Ce ne serait pas surprenant que le Niger ait passé un pacte avec l’Administration de la Désertification. Moins d’arbres et d’humidité qu’il y a 50 ans. Chacun y va de sa main pour mutiler la terre, d’autres y vont d’une main mécanisée. Ah ! Ils peuvent toujours organiser leurs forums internationaux, réunions clim et sucreries, production d’études centenaires éternellement moribondes sur la désertification, l’AFD, le CILSS, l’OSS, etc. (7)
Entendez donc le cri sourd de la mort qui se prépare, que l’on nous mijote, à petit feu, dans des bureaux climatisés.
Que fera leur Dieu de ce pays de mesquins qui jurent sur le Coran, où les hurlements à la mort des chiens se mêlent de concert aux râles des muezzins?

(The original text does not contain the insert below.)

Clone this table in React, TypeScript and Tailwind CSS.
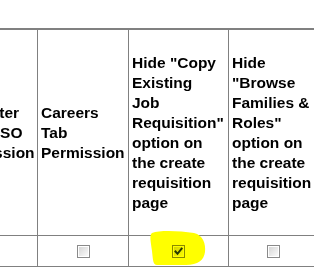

Un autre Sodome et Gomorrhe ?
Qui me délivrera du corps de cette mort ?
Grâces soient rendues à Dieu… (8)
 
(Sourire)
Thomas Fortuné, un internationaliste touareg, franco de port
 
  1. Par analogie au projet de « paix perpétuelle » de Kant
  2. Exode 3:5 (traduction A. Chouraqui)
  3. « ils se partagent mes habits ; pour mes vêtements, ils font tomber le sort » Ps 22 :19
  4. « pays d’une obscurité profonde, où règnent l’ombre de la mort et la confusion, et où la lumière est semblable aux ténèbres » Job 10 :22
  5. « quand un aveugle conduit un aveugle, ils tombent tous les deux dans la fosse » Matyah 15:14
  6. chanson de Brassens, "mourir pour des idées"
  7. Organismes d’aide au développement, de lutte contre la sécheresse, d’observatoire du Sahara, etc.